2022 Elections

And that was who Cody Johnson had become by the time he rolled up to Beulahland Baptist Church on the day of the midterm elections: an Emerson-reading troublemaker who was not going to let things slide, and instead was going to cast a ballot for only the second time in his life.

He had been sick for days before the election, and after he voted, he went home, took Nyquil, and drowsed in and out of sleep as his wife read him the results every few minutes. By the time he was heading to work the next morning, the emerging trend was becoming clear.

He had been part of a minor uprising against Trumpism all across the country — a revolt of contrarians and others who defied expectations of pundits, polls, and even the Democratic Party itself.

Sometimes he and his wife discussed how the Trump movement had ever taken root in this place they loved, and sometimes hated, and nonetheless had chosen to make their home.

“The hardest part is the juxtaposition of knowing these are good, kind, loving, caring people here,” Johnson’s wife would say. “It’s like they put their morality in a box.”
 
To Johnson, though, it was less about other people and more about the kind of person he wanted to be.
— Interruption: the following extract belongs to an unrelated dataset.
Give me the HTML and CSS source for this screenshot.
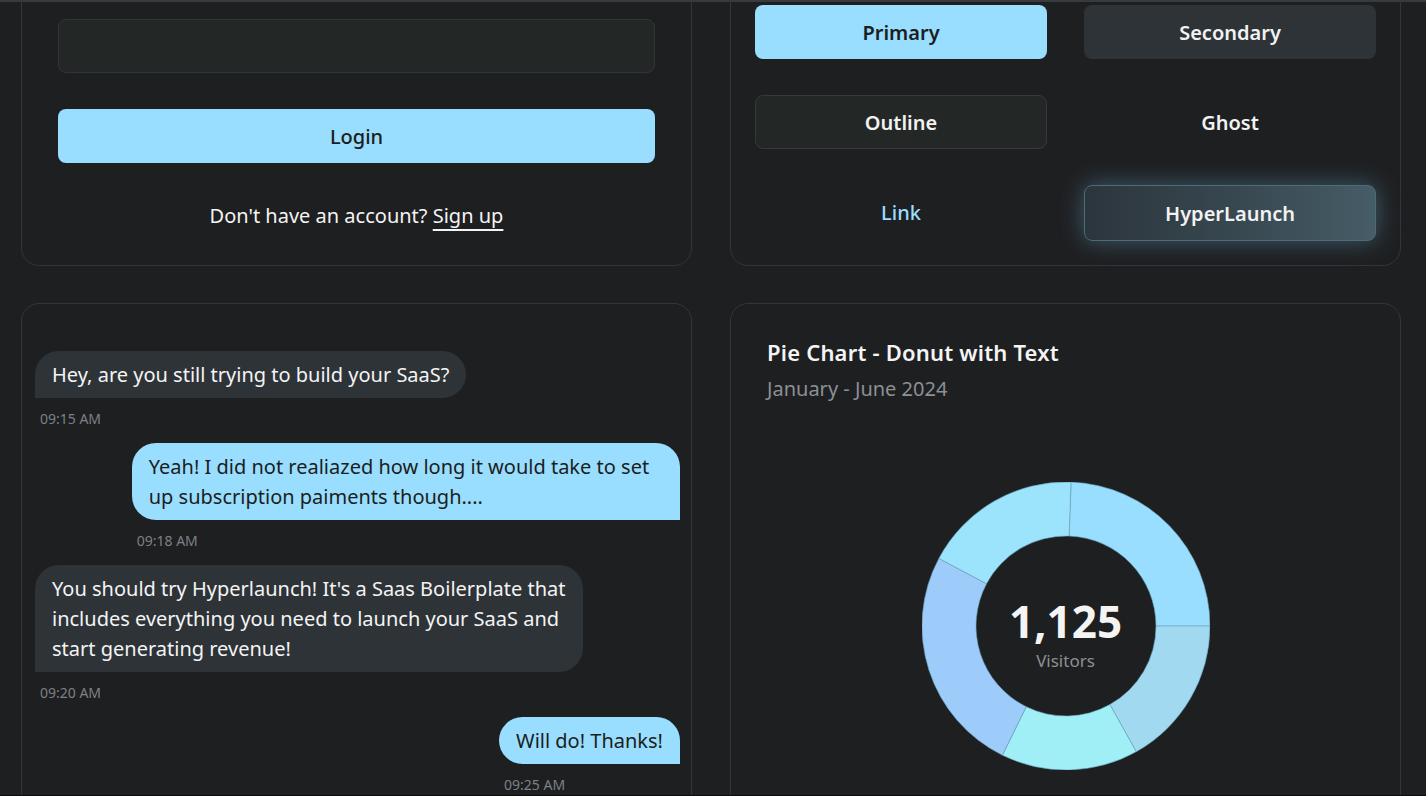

And so when it was time to vote again — this time in Georgia’s Dec. 6 runoff for the U.S. Senate — he got into his pickup truck and headed to Beulahland Baptist Church one more time.

He walked across the parking lot, past other pickup trucks and cars with Trump stickers, and through the door. And then a 33-year-old White man from northwest Georgia voted for the third time in his life.

He voted against the Trump-backed candidate, and as he saw it, he voted against all the politics of Trumpism that had been expected to work on somebody like him — white nationalism, grievance, bitterness, bullying and, perhaps most of all, fear of a changing world.

“I have relatives who retreated rather than adapted,” he said, thinking of the life he left behind. “I think of it as, I left the mountain to come into the world, to go out into the world. It’s something I’m kind of proud of.”